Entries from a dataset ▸
※
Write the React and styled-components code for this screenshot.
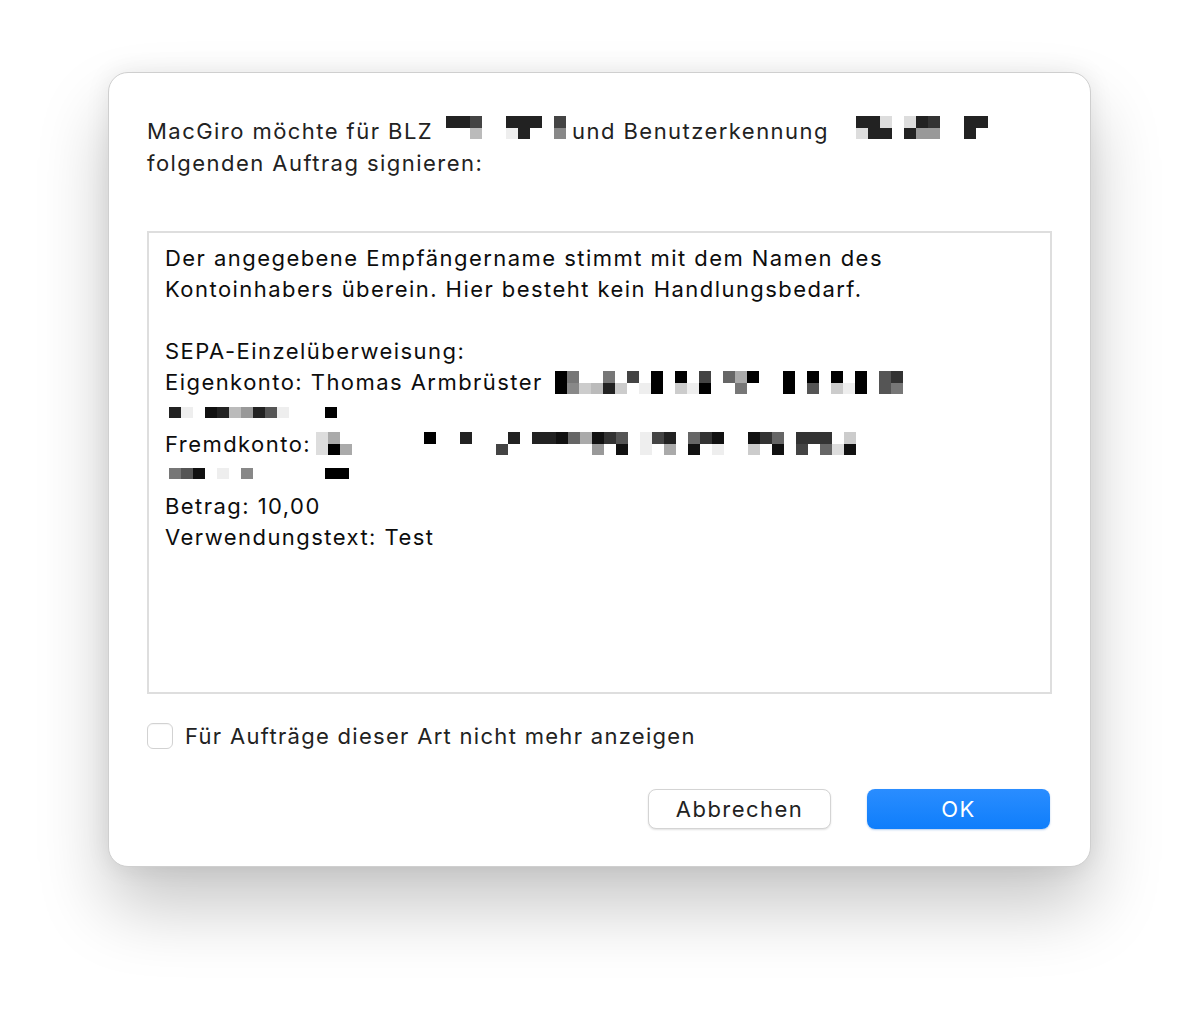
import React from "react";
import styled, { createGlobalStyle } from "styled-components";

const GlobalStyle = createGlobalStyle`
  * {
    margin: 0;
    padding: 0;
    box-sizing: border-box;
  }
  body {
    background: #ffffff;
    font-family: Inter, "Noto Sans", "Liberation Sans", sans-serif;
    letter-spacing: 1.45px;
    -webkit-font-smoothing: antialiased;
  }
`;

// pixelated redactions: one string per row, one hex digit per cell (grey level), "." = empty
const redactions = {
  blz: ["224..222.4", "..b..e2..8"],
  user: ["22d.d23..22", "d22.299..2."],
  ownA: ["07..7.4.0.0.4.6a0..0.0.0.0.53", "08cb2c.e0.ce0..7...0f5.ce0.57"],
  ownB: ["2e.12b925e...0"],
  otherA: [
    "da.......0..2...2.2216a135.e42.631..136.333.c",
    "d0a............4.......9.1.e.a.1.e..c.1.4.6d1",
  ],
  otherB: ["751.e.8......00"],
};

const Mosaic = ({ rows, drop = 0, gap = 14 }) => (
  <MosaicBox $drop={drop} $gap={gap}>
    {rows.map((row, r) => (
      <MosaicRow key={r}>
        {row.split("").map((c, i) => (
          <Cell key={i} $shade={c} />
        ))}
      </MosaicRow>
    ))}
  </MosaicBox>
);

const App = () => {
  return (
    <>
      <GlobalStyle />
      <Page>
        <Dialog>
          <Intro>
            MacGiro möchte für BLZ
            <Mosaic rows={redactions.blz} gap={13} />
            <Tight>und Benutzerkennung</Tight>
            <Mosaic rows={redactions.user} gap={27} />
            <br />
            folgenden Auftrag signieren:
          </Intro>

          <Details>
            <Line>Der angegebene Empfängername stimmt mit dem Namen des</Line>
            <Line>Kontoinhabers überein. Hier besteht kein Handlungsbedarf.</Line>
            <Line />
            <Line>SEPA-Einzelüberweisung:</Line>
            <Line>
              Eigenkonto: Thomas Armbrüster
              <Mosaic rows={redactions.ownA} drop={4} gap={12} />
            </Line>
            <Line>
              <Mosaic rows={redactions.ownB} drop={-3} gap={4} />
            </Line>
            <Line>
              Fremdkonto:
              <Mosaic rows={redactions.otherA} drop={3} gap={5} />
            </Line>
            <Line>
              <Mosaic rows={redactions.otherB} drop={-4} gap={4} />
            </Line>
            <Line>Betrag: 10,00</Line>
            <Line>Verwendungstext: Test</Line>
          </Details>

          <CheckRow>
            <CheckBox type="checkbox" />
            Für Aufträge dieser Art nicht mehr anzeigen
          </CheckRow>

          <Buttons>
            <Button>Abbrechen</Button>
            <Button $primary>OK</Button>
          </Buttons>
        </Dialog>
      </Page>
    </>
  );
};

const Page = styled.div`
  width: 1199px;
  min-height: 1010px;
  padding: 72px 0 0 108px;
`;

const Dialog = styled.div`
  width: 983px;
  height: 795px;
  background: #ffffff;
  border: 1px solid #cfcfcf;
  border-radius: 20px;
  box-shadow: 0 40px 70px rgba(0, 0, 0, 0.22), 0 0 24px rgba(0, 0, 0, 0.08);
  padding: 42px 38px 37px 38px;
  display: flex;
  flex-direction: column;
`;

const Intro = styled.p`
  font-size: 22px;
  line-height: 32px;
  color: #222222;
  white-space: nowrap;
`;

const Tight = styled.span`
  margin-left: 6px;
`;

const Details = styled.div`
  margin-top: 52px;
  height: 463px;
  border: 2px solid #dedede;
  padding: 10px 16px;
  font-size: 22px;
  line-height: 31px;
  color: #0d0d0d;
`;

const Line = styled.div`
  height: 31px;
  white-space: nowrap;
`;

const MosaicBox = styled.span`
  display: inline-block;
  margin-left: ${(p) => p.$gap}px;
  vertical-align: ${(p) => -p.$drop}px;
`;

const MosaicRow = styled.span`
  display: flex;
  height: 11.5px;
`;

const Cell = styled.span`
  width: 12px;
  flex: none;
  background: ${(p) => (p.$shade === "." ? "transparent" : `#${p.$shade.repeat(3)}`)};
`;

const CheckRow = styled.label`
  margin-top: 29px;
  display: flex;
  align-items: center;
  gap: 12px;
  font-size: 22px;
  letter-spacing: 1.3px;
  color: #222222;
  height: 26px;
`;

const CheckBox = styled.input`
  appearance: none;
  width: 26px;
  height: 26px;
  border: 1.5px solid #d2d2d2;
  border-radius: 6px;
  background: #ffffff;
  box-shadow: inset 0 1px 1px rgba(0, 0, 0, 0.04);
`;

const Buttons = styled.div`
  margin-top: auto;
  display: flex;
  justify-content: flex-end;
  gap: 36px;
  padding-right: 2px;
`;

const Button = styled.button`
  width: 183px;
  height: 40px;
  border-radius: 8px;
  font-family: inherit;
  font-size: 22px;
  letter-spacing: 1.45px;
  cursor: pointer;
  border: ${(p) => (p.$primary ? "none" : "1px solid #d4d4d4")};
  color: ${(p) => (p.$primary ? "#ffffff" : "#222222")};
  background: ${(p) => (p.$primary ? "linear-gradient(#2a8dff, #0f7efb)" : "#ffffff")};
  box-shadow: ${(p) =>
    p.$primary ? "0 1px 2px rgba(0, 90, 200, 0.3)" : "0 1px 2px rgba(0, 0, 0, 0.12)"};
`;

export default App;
※
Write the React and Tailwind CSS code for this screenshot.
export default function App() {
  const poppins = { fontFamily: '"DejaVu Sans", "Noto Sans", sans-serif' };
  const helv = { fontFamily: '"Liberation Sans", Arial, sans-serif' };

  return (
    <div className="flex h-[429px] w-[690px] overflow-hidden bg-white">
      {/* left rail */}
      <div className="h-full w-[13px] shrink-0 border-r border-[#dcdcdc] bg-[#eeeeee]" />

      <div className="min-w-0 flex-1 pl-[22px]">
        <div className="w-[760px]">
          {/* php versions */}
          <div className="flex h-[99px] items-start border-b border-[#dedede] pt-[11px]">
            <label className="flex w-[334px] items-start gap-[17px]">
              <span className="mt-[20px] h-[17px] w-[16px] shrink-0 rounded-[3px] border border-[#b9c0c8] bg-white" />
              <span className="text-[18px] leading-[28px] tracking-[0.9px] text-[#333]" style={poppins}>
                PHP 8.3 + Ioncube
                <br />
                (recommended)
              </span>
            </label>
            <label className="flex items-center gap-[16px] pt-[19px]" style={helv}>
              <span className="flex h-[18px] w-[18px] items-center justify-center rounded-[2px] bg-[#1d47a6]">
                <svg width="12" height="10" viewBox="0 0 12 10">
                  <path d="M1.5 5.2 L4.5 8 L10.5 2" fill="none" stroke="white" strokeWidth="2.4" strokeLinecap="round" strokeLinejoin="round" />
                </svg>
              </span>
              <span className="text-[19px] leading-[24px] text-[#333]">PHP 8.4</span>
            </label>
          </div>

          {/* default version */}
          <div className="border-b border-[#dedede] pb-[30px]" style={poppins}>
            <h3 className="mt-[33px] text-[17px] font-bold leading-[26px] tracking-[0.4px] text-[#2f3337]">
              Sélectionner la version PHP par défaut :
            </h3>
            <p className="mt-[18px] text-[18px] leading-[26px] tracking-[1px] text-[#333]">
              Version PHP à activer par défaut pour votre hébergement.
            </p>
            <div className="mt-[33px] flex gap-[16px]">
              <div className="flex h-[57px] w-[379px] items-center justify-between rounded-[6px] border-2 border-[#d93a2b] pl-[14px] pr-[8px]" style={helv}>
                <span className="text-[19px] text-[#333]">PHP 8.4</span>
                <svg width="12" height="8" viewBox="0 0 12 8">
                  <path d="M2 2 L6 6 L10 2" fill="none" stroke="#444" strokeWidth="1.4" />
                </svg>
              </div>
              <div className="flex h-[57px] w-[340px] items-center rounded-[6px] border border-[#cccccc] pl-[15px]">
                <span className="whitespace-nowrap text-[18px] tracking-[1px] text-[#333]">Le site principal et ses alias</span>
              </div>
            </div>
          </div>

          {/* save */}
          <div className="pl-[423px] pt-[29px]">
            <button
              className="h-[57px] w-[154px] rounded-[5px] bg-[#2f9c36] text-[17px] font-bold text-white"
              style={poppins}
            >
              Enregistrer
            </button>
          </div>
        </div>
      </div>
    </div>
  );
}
※
THE PROBLEM ▸
Among the lines above, find the one with "Write the React and Tailwind" and the one with "w-[13px] shrink-0 border-r". Quote both and everything between them, exactly.

FINAL ANSWER ▸
Write the React and Tailwind CSS code for this screenshot.
export default function App() {
  const poppins = { fontFamily: '"DejaVu Sans", "Noto Sans", sans-serif' };
  const helv = { fontFamily: '"Liberation Sans", Arial, sans-serif' };

  return (
    <div className="flex h-[429px] w-[690px] overflow-hidden bg-white">
      {/* left rail */}
      <div className="h-full w-[13px] shrink-0 border-r border-[#dcdcdc] bg-[#eeeeee]" />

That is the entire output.